Onono-Onweng says the LRA conflict moved beyond Uganda’s borders many years ago, and calls for everyone to move on instead of calling for vengeance and tearing open old wounds.

“Let life flow, my friend,” says Onono-Onweng, while he swings his arms in the air. “Look at the Nile – when its water hits a rock, it always flows on in a new direction.”

Paul Omach favours reconciliation and forgiveness not so much out of conviction but as a pragmatic way of ending the traumatising LRA conflict.

Omach lectures in political sciences at Makerere University in Kampala. He is also Acholi.

He says: “More than 10 years ago, people in northern Uganda were desperate – don’t forget that. More than anything else, people wanted an end to the violence and a return of the abducted.

“That doesn’t mean people didn’t want justice; people were just being practical. The movement for amnesty and reconciliation was seen as an alternative to the military strategy that had not yet entirely worked.”

But Omach wants Ongwen to be tried. “We should really not let people get away too easily,” he says. “Ongwen committed horrible crimes.”

Omach says Ongwen could still undergo a traditional cleansing ritual in northern Uganda after serving time in the Netherlands.

Others argue that if Ongwen is to be prosecuted then let him face judges in Uganda. After all, he is wanted for crimes committed in Uganda.

His trial could take place in the international crimes division of the high court in Uganda, which was established in 2011 to enable Uganda to deal with the most serious crimes itself. Uganda could still request the ICC to transfer Ongwen’s case.

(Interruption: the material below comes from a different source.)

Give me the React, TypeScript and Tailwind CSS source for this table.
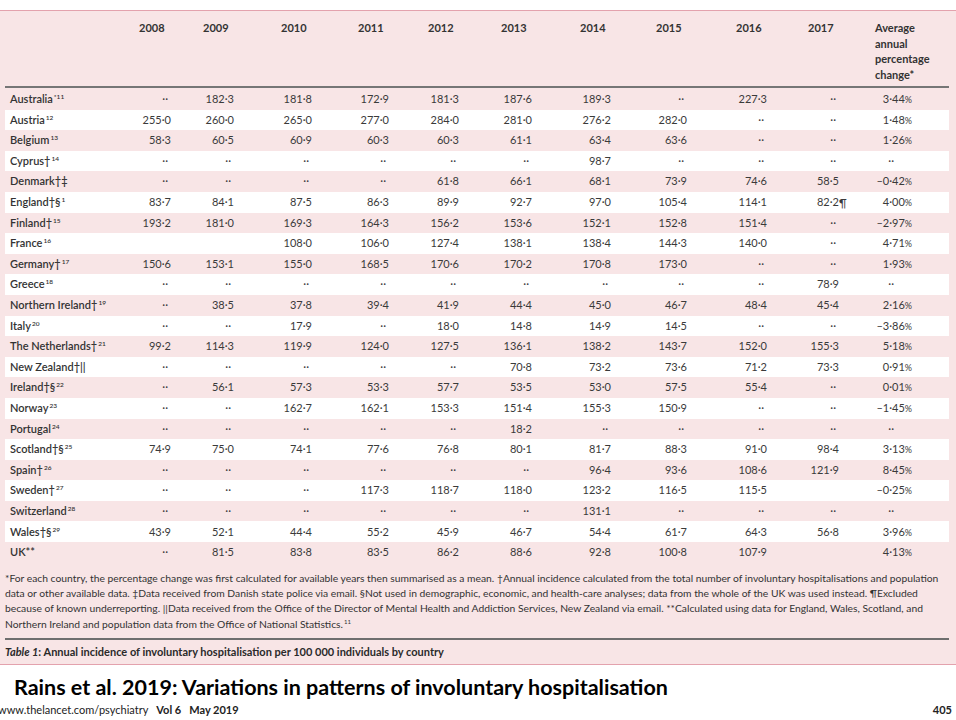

But the Ugandan government said recently that an international court should try Ongwen because the LRA also committed atrocities outside Uganda.

A European diplomat in Kampala claims that the Museveni government wants to avoid Ongwen standing trial in Uganda because he might qualify for amnesty under the Amnesty Act.

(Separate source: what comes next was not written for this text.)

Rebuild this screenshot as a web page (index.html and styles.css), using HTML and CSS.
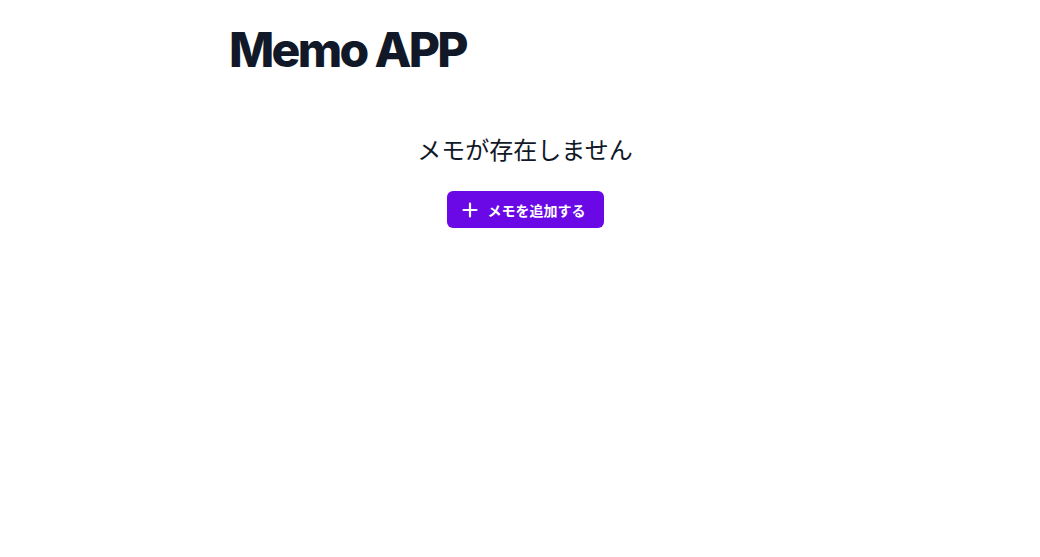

The state’s only attempted case so far against a former LRA rebel has failed to take place because of a similar issue. In 2011, Uganda’s Constitutional Court ruled that Thomas Kwoyelo, a mid-level commander who was captured in 2009 in the DRC, is entitled to amnesty. The state has appealed to the Supreme Court, and is contesting the constitutionality of the Act itself. The court has yet to rule on the matter.

Ongwen’s fate
In the village where Ongwen was born, legal arguments seem distant. Here, Ongwen’s fate is a matter close to everyone’s heart. His relatives want him to be pardoned and to return home.

During his first appearance at the ICC, Ongwen declared that he was born in 1975 in Coorom, although a family in another village in northern Uganda claims Ongwen is their relative.

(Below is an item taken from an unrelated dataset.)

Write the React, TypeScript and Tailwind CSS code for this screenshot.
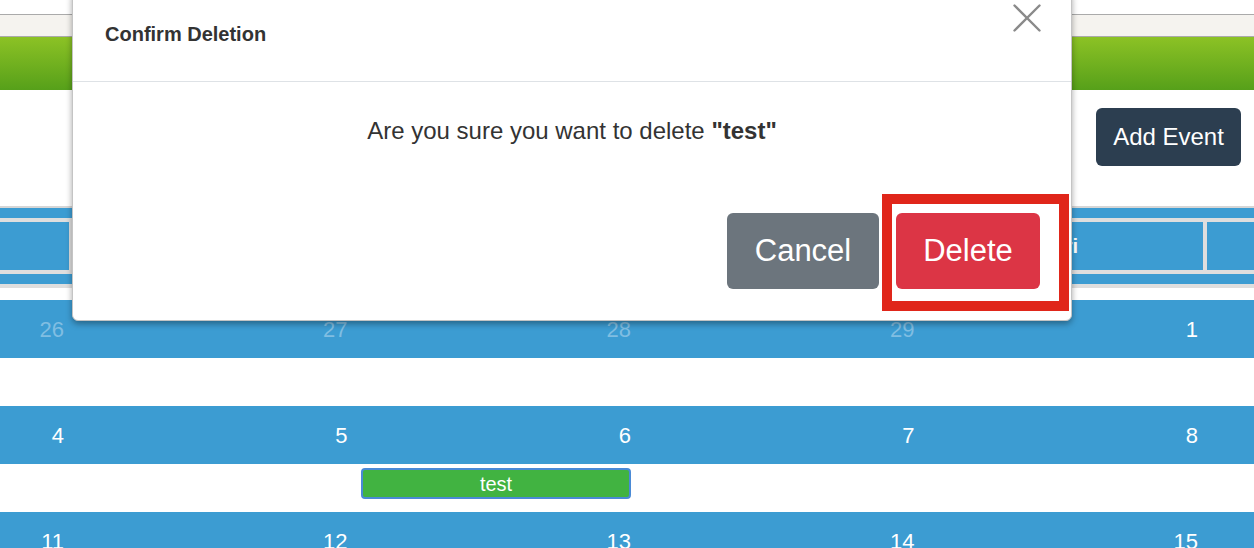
const weekdays = ['Mon', 'Tue', 'Wed', 'Thu', 'Fri', 'Sat'];

const weeks = [
    { days: [26, 27, 28, 29, 1, 2], faded: 4, event: null as null | { day: number; title: string } },
    { days: [4, 5, 6, 7, 8, 9], faded: 0, event: { day: 2, title: 'test' } },
    { days: [11, 12, 13, 14, 15, 16], faded: 0, event: null },
];

function CalendarHeader() {
    return (
        <div>
            <div className="h-[2px] bg-[#d6d6d6]" />
            <div className="h-[10px] bg-[#3c9cd2]" />
            <div className="h-[4px] bg-[#dedede]" />
            <div className="flex h-[48px] gap-[4px] bg-[#dedede] ml-[-210.5px]">
                {weekdays.map((d) => (
                    <div key={d} className="flex w-[279.5px] shrink-0 items-center justify-center bg-[#3c9cd2] pl-[4px] text-[20px] font-bold text-white">
                        {d}
                    </div>
                ))}
            </div>
            <div className="h-[4px] bg-[#dedede]" />
            <div className="h-[10px] bg-[#3c9cd2]" />
            <div className="h-[4px] bg-[#dedede]" />
            <div className="h-[12px]" />
        </div>
    );
}

function Week({ week }: { week: (typeof weeks)[number] }) {
    return (
        <div>
            <div className="grid h-[58px] grid-cols-[repeat(6,283.5px)] bg-[#3c9cd2] ml-[-217.5px]">
                {week.days.map((n, i) => (
                    <div key={i} className="flex items-center justify-end pr-[2px]">
                        <span className={`text-[22px] ${i < week.faded ? 'text-[#80bee2]' : 'text-white'}`}>{n}</span>
                    </div>
                ))}
            </div>
            <div className="grid h-[48px] grid-cols-[repeat(6,283.5px)] ml-[-217.5px]">
                {week.days.map((n, i) => (
                    <div key={i} className="pt-[4px]">
                        {week.event && week.event.day === i && (
                            <div className="ml-[11.5px] mr-[2px] flex h-[31px] items-center justify-center rounded-[4px] border-2 border-[#4a8ad6] bg-[#41b341] text-[20px] text-white">
                                {week.event.title}
                            </div>
                        )}
                    </div>
                ))}
            </div>
        </div>
    );
}

function ConfirmModal() {
    return (
        <div className="absolute left-[72px] top-[-10px] z-10 w-[1000px] rounded-[6px] border border-[#c4c4c4] bg-white shadow-[0_3px_6px_rgba(0,0,0,0.35)]">
            <div className="h-[91px] border-b border-[#dee2e6] pl-[32px] pt-[31px]">
                <h5 className="text-[20px] font-bold leading-[24px] text-[#333]">Confirm Deletion</h5>
            </div>
            <button className="absolute right-[30px] top-[13px]">
                <svg width="28" height="28" viewBox="0 0 28 28" fill="none" stroke="#8a8a8a" strokeWidth="2.4" strokeLinecap="round">
                    <path d="M1.5 1.5 L26.5 26.5 M26.5 1.5 L1.5 26.5" />
                </svg>
            </button>
            <div className="py-[31px] text-center text-[24px] leading-[36px] text-[#333]">
                Are you sure you want to delete <b>"test"</b>
            </div>
            <div className="flex justify-end gap-[17px] pb-[31px] pr-[31px] pt-[33px]">
                <button className="h-[76px] w-[152px] rounded-[6px] bg-[#6c757d] text-[31px] text-white">Cancel</button>
                <button className="h-[76px] w-[144px] rounded-[6px] bg-[#dc3545] text-[31px] text-white">Delete</button>
            </div>
        </div>
    );
}

export default function App() {
    return (
        <div className="relative h-[548px] w-[1254px] overflow-hidden bg-white font-['Liberation_Sans',Arial,sans-serif]">
            <div className="h-[14px]" />
            <div className="h-[23px] border-y border-[#aaa] bg-[#f5f3ef]" />
            <div className="h-[53px] bg-gradient-to-b from-[#8cc225] to-[#56a01a]" />

            <div className="flex h-[116px] items-start justify-end pr-[13px] pt-[18px]">
                <button className="h-[58px] w-[145px] rounded-[6px] bg-[#2c3e50] text-[24px] text-white">Add Event</button>
            </div>

            <CalendarHeader />
            {weeks.map((w, i) => (
                <Week key={i} week={w} />
            ))}

            <ConfirmModal />

            {/* highlight around the delete button */}
            <div className="absolute left-[882px] top-[194px] z-20 h-[117px] w-[187px] border-[10px] border-[#e0261a]" />
        </div>
    );
}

But local authorities believe that the family must be mistaken.

“After all those years, parents don’t know whether their child is still alive or where their child is,” says a civil servant in Gulu, who works with returnees and asked not to be named. “People don’t have pictures or birth certificates. Memories get distorted, people create their own truths. Everybody wants their child to be alive, so when someone comes out, like Ongwen, people assume it is their child. This illustrates the tragedy of the missing children in northern Uganda.”

The ride by car from Gulu to the village of Coorom takes an hour on gravel roads, fringed by tall grass, tinged by the red dust whirling up into the air, with a copper colour.

Coorom turns out to be a homestead of 10 mud huts. Goats forage and fowls scratch the dry earth under a blazing sun.

“Dominic is from here, yes,” says Madelena Akot, sitting in the shadow of one of the huts.

She says she was one of Ongwen’s father’s wives.

“I remember Dominic as a little boy. He used to be hard-working. And shy – he never talked much.”

She says his father and mother were killed the day after he was abducted. “The rebels attacked us and stoned the mother to death with bricks.”

She says Ongwen should be pardoned. “He was still very young when he was taken.”

Akot wishes she could embrace him again. She just wants to forget the entire conflict.